Neymar, the next Brazilian sensation, will be playing in England next summer - whether he signs for a Premier League club or not.
The teenager with the barmy barnet and twinkling feet, who lit up the Emirates on Sunday, may sign for a club in west London or Manchester this summer, but there will be fierce competition from Italy and Spain. Barring injury he will, though, be on these shores for the 2012 Olympic tournament.
Many in the UK believe professional footballers have no place in the Olympics, and the Football Associations of Scotland, Wales and Northern Ireland are determined none of theirs will be involved in next summer’s tournament, but the globe’s greatest soccer nation are keen indeed.
Despite reaching the semi-final in five of the last nine competitions Brazil have never won Olympic gold, a failing they are determined to put right. Mano Menezes, who coaches both the senior and Olympic team, said Sunday’s defeat of Scotland was part of the build-up to the tournament. Neymar, Lucas, Leandro Damiao and Tottenham’s Sandro, who all featured on Sunday, plus Manchester United’s Rafael and Milan’s Alexandre Pato are all likely to be included in a squad which will be the overwhelming favourites – not least because holders Argentina are out. Lucas Leiva of Liverpool, and Chelsea’s Ramires, may well be included as two of the three permitted over-age players as they both have Olympic experience having reached the semi-finals in Beijing 2008 (where a Brazilian team including Ronaldinho lost to an Argentine one including Lionel Messi – Lucas Leiva was dismissed for kicking Javier Mascherano).
Brazil will be the hot ticket in the 2012 tournament (unless, perhaps, GB call up David Beckham) but unfortunately for would-be spectators ticket sales are ‘blind’. By the time all the qualifiers are known, and the draw is made, all may be sold.
Anyone that does get a ticket to Brazil will be fortunate indeed for Sunday’s match confirmed Menezes has restored the jogo bonito. “I want the team to play in the image Brazilians expect their team to play,” he said after Scotland had been forced to chase for 90 minutes. With the central midfielders allowed to break forward as well as the full-backs Menezes Brazil were more attractive to watch than that Dunga took to the quarter-finals of the 2010 World Cup.
Whether the transformation survives prolonged contact with stronger opposition remains to be seen.

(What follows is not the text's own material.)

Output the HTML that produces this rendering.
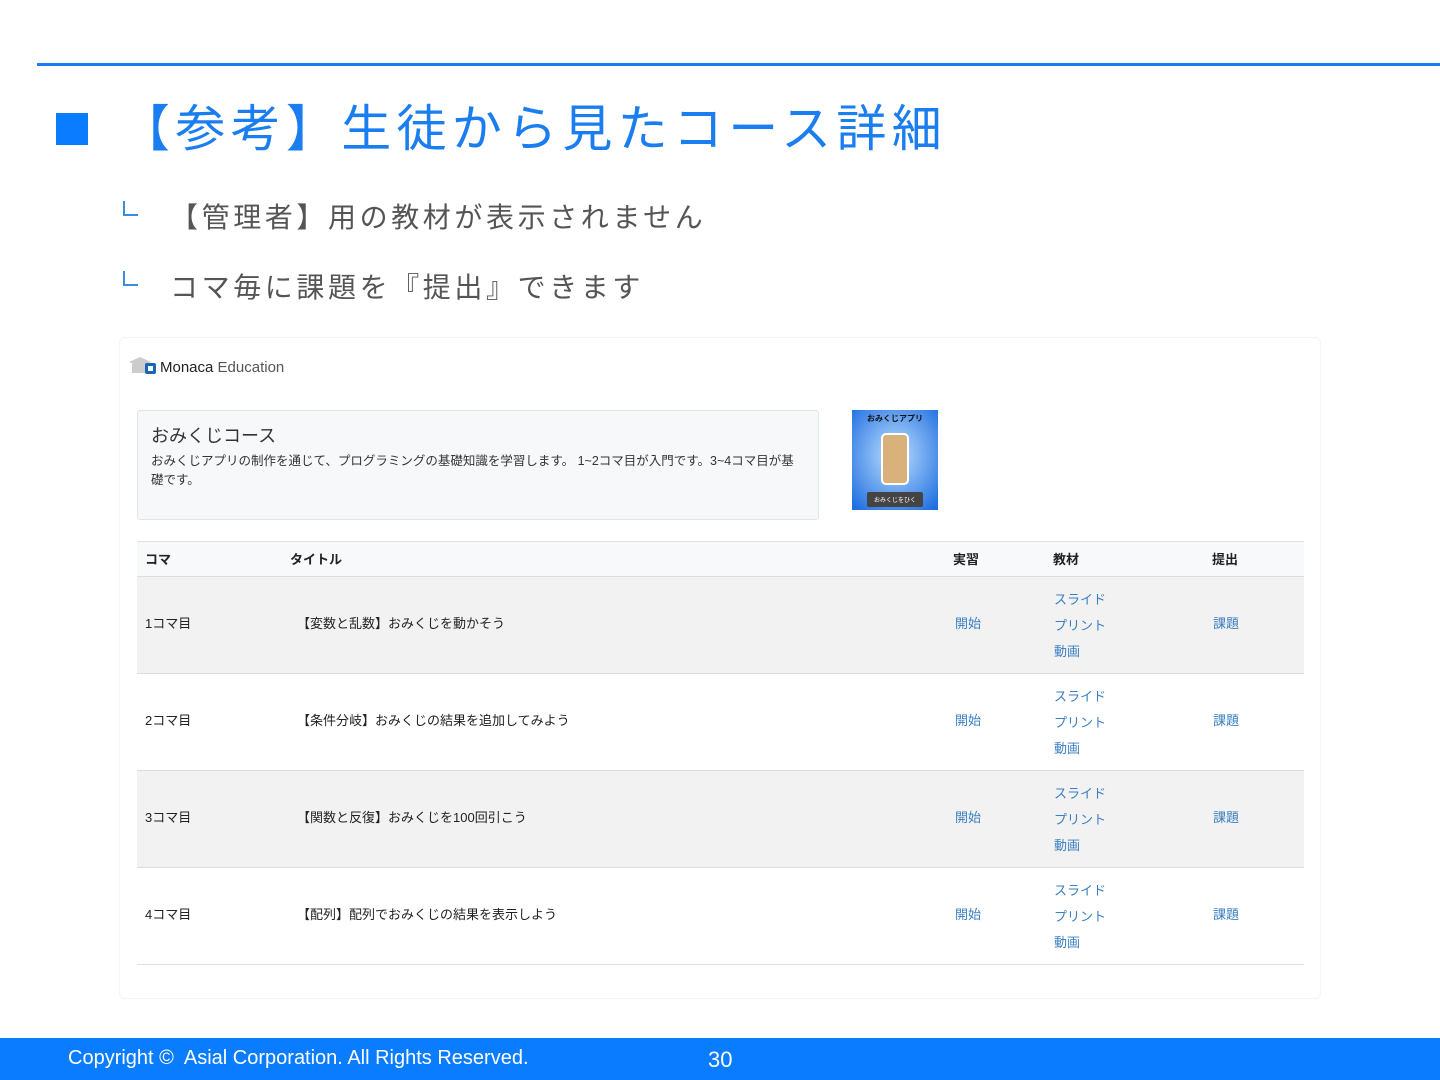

The new team has already lost to France and Argentina, and Menezes will be under pressure to deliver at the Copa America this summer. It does, though, have plenty of talent, not least in Neymar who will cost £30m-plus should he leave Santos this summer.
The one caveat about him concerned his readiness to go to ground. That angered the Tartan Army and appears to have led to what seems an erroneous allegation that he was racially abused.
The SFA were angered by the accusation made by Neymar and Lucas Leiva who look to have mis-construed the presence of a banana on the pitch, and the jeering of Neymar, as evidence of racism.
An SFA statement said: "The Scottish FA refutes claims from Neymar that he was the victim of racist jeers," adding fans had booed him "for perceived unsporting behaviour."
Police match commander Mark Sheeran said: "The Scottish fans' behaviour was first class. There were no issues at all inside the stadium."
The SFA says it will contact the Brazilian Football Federation and the match organisers, Kentaro, to inform them of Sheeran's comments and of supporters' widespread unhappiness at the accusations.
Anecdotal evidence, which is impossible to confirm, suggested the banana was thrown by a Brazilian fan in celebration at Neymar’s successful spot kick. It did come from a part of the ground mainly populated by Braziiian fans. Furthermore were anyone present indulging in racist behaviour it seems unlikely it would be directly solely at the relatively light-skinned Neymar when the much darker Ramires received no abuse.
On the playing side, though Scotland were outclassed, Craig Levein insisted the week as a whole, which included a training camp in La Manga, Spain, had been ‘great’.
"We've managed to spend a bit of time together and you could see how much they wanted to try for each other," the Scotland manager said. "This whole week was about bonding, getting together, understanding each other, getting to know each other. You saw that on the pitch.”
Levein added that the younger players who were involved, like Aston Villa’s Barry Bannan and debutant Craig Mackail-Smith, would benefit from the experience of playing in an occasion such as Sunday’s.
Levein is likely to experiment further – not least because of he inevitable player withdrawals – in the forthcoming Carling Nations Cup matches against Wales and the Republic of Ireland in Dublin in May. Come September, however, he will hope to have several key players back for a brace of home Euro 2012 qualifiers against the Czech Republic and Lithuania.
"These are the games that are the important ones and we'll be ready for those," he said. "We'll get Steven Naismith, Darren Fletcher, Jamie Mackie, Graham Dorrans and others back into the team. That's a quality group of players.”